Injuries among nursing home workers significantly decreased after the start of a safety program that included mechanical lifting equipment and training on how to use it, according to a NIOSH-funded study at the University of Massachusetts Lowell published in the journal Safety Science.

Compared to workers in other occupations, nursing home workers have a higher rate of work-related injury to the muscles and bones. In fact, musculoskeletal injury results in more days of work missed among nursing home workers than among construction workers, according to the U.S. Bureau of Labor Statistics. Often, these injuries result from tasks that involve manually lifting or moving nursing home residents. Consequently, occupational safety and health specialists are interested in whether mechanical lifting equipment can help reduce injury and protect workers.

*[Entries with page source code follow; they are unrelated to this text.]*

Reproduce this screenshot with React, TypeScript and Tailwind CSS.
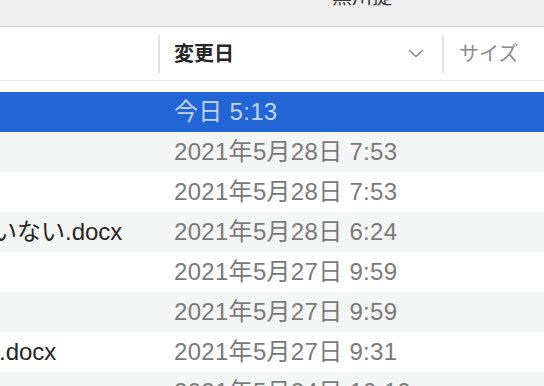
import React from "react";

const rows: { name: string; nameOffset: string; date: string; bg: string }[] = [
  { name: "", nameOffset: "", date: "今日 5:13", bg: "sel" },
  { name: "", nameOffset: "", date: "2021年5月28日 7:53", bg: "gray" },
  { name: "", nameOffset: "", date: "2021年5月28日 7:53", bg: "white" },
  { name: "いない.docx", nameOffset: "ml-[-7px]", date: "2021年5月28日 6:24", bg: "gray" },
  { name: "", nameOffset: "", date: "2021年5月27日 9:59", bg: "white" },
  { name: "", nameOffset: "", date: "2021年5月27日 9:59", bg: "gray" },
  { name: ".docx", nameOffset: "ml-[-1px]", date: "2021年5月27日 9:31", bg: "white" },
  { name: "", nameOffset: "", date: "2021年5月24日 10:10", bg: "gray" },
];

export default function App() {
  return (
    <div
      className="w-[544px] h-[386px] overflow-hidden bg-white"
      style={{ fontFamily: '"Liberation Sans", "Noto Sans CJK JP", sans-serif' }}
    >
      {/* toolbar */}
      <div className="h-[27px] bg-[#efefef] border-b border-[#d6d6d6] overflow-hidden flex">
        <div className="ml-[332px] mt-[-13px] text-[20px] leading-[20px] text-[#3a3a3a] whitespace-nowrap">
          黒川提
        </div>
      </div>
      {/* header */}
      <div className="h-[54px] border-b border-[#e4e4e4] flex items-center">
        <div className="w-[158px] shrink-0" />
        <div className="w-[2px] h-[38px] bg-[#e2e2e2] shrink-0" />
        <div className="w-[282px] shrink-0 flex items-center pl-[14px] pr-[18px]">
          <span className="text-[20px] font-bold text-[#262626] leading-none">変更日</span>
          <svg className="ml-auto" width="16" height="9" viewBox="0 0 16 9">
            <polyline
              points="1.5,1.5 8,7.5 14.5,1.5"
              fill="none"
              stroke="#8a8a8a"
              strokeWidth="1.6"
              strokeLinecap="round"
              strokeLinejoin="round"
            />
          </svg>
        </div>
        <div className="w-[2px] h-[38px] bg-[#e2e2e2] shrink-0" />
        <div className="pl-[15px] text-[20px] text-[#8a8a8a] leading-none whitespace-nowrap">
          サイズ
        </div>
      </div>
      {/* spacer */}
      <div className="h-[11px]" />
      {/* rows */}
      <div className="flex flex-col">
        {rows.map((r, i) => (
          <div
            key={i}
            className={
              "h-[40px] shrink-0 flex items-center " +
              (r.bg === "sel" ? "bg-[#2266d6]" : r.bg === "gray" ? "bg-[#f4f5f5]" : "bg-white")
            }
          >
            <div className="w-[160px] shrink-0 overflow-hidden whitespace-nowrap">
              {r.name ? (
                <span className={"block text-[24px] text-[#262626] " + r.nameOffset}>{r.name}</span>
              ) : null}
            </div>
            <div
              className={
                "pl-[14px] text-[24px] tracking-[0.3px] whitespace-nowrap " +
                (r.bg === "sel" ? "text-[#c3d5f5]" : "text-[#7a7a7a]")
              }
            >
              {r.date}
            </div>
          </div>
        ))}
      </div>
    </div>
  );
}
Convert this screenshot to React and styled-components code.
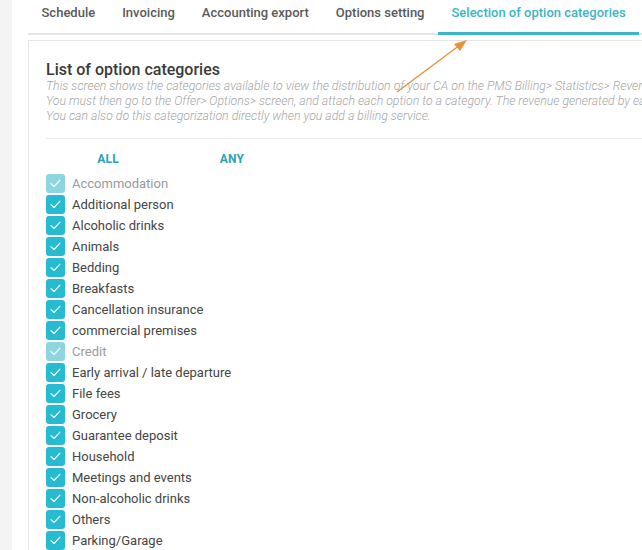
import React from 'react'
import styled, { createGlobalStyle } from 'styled-components'

const tabs = ['Schedule', 'Invoicing', 'Accounting export', 'Options setting', 'Selection of option categories']

const categories = [
    { label: 'Accommodation', disabled: true },
    { label: 'Additional person' },
    { label: 'Alcoholic drinks' },
    { label: 'Animals' },
    { label: 'Bedding' },
    { label: 'Breakfasts' },
    { label: 'Cancellation insurance' },
    { label: 'commercial premises' },
    { label: 'Credit', disabled: true },
    { label: 'Early arrival / late departure' },
    { label: 'File fees' },
    { label: 'Grocery' },
    { label: 'Guarantee deposit' },
    { label: 'Household' },
    { label: 'Meetings and events' },
    { label: 'Non-alcoholic drinks' },
    { label: 'Others' },
    { label: 'Parking/Garage' },
]

function Check() {
    return (
        <svg width="11" height="9" viewBox="0 0 11 9" fill="none">
            <path d="M1 4.6 L4 7.5 L10 1.2" stroke="white" strokeWidth="1.1" strokeLinecap="round" strokeLinejoin="round" />
        </svg>
    )
}

export default function App() {
    return (
        <>
            <GlobalStyle />
            <Page>
                <Strip />
                <Main>
                    <TabBar>
                        <TabList>
                            {tabs.map((t, i) => (
                                <Tab key={t} active={i === tabs.length - 1}>{t}</Tab>
                            ))}
                        </TabList>
                    </TabBar>
                    <Card>
                        <Title>List of option categories</Title>
                        <Description>
                            <Line>This screen shows the categories available to view the distribution of your CA on the PMS Billing&gt; Statistics&gt; Revenue screen.</Line>
                            <Line>You must then go to the Offer&gt; Options&gt; screen, and attach each option to a category. The revenue generated by each option will be counted.</Line>
                            <Line>You can also do this categorization directly when you add a billing service.</Line>
                        </Description>
                        <Divider />
                        <Actions>
                            <ActionButton>ALL</ActionButton>
                            <ActionButton>ANY</ActionButton>
                        </Actions>
                        <List>
                            {categories.map(c => (
                                <Item key={c.label}>
                                    <Box disabled={c.disabled}><Check /></Box>
                                    <Label disabled={c.disabled}>{c.label}</Label>
                                </Item>
                            ))}
                        </List>
                    </Card>
                </Main>
                <Arrow width="90" height="70" viewBox="0 0 90 70">
                    <line x1="6" y1="60" x2="69" y2="13" stroke="#e8913b" strokeWidth="1.4" />
                    <polygon points="76,8 63,12 69,19" fill="#e8913b" />
                </Arrow>
            </Page>
        </>
    )
}

const GlobalStyle = createGlobalStyle`
html, body {
    margin: 0;
    padding: 0;
    background: #ffffff;
    overflow: hidden;
}
body {
    font-family: Roboto, "Liberation Sans", Arial, sans-serif;
}
`

const Page = styled.div`
position: relative;
display: flex;
width: 100vw;
height: 100vh;
overflow: hidden;
`

const Strip = styled.div`
width: 12px;
flex-shrink: 0;
background: #f4f4f4;
`

const Main = styled.div`
flex: 1;
min-width: 0;
padding-left: 16px;
`

const TabBar = styled.div`
border-bottom: 2px solid #e3e5e8;
margin-right: -20px;
`

const TabList = styled.div`
display: flex;
margin-bottom: -2px;
`

const Tab = styled.div`
padding: 4px 13.5px 10px;
line-height: 18px;
font-size: 13px;
font-weight: 500;
white-space: nowrap;
color: ${props => props.active ? '#3cb4c6' : '#595959'};
border-bottom: 3px solid ${props => props.active ? '#3cb6c6' : 'transparent'};
`

const Card = styled.div`
margin-top: 5px;
margin-right: -60px;
border: 1px solid #e6e6e6;
border-bottom: none;
padding: 20px 0 0 17px;
`

const Title = styled.h2`
margin: 0;
font-size: 16px;
line-height: 18px;
font-weight: 500;
color: #3a3a3a;
`

const Description = styled.div`
font-size: 12.3px;
line-height: 15px;
font-style: italic;
font-weight: 300;
color: #a5a5a5;
`

const Line = styled.div`
white-space: nowrap;
`

const Divider = styled.div`
height: 1px;
background: #ebebeb;
margin-top: 14px;
`

const Actions = styled.div`
display: flex;
margin-top: 10px;
`

const ActionButton = styled.div`
width: 124px;
text-align: center;
font-size: 12px;
line-height: 20px;
font-weight: 700;
color: #2aa3b8;
letter-spacing: 0.2px;
`

const List = styled.div`
margin-top: 4px;
`

const Item = styled.div`
display: flex;
align-items: center;
height: 21px;
`

const Box = styled.div`
width: 19px;
height: 19px;
border-radius: 3px;
display: flex;
align-items: center;
justify-content: center;
background: ${props => props.disabled ? '#8fd5e0' : '#27bbd1'};
`

const Label = styled.span`
margin-left: 7px;
font-size: 13px;
color: ${props => props.disabled ? '#9a9a9a' : '#454545'};
`

const Arrow = styled.svg`
position: absolute;
left: 391px;
top: 32px;
pointer-events: none;
`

For this 8-year study, investigators compared injury rates from before a safety program began to after the program had been in place for 6 years. Started by a large healthcare corporation to reduce musculoskeletal injuries, the program included purchasing mechanical lifting equipment and training workers to use it. The program also provided the nursing homes with detailed procedures for using and maintaining the equipment.

Using workers’ compensation claims, the investigators compared injury rates for 136 nursing homes in 11 states employing 18,571 full-time employees annually, on average. Claims related to resident handling decreased by 32% within the first 3 years of the study and by 38% within 4 to 6 years. Overall, injury claims decreased in 72% of participating centers after 6 years, and resident-handling claims decreased by 82%. Based on these findings, the investigators concluded that mechanical lifting equipment helped reduce injuries among the nursing home workers in this study. Since injuries still occurred, however, more research is necessary to understand the causes and prevention of musculoskeletal injury among nursing home workers.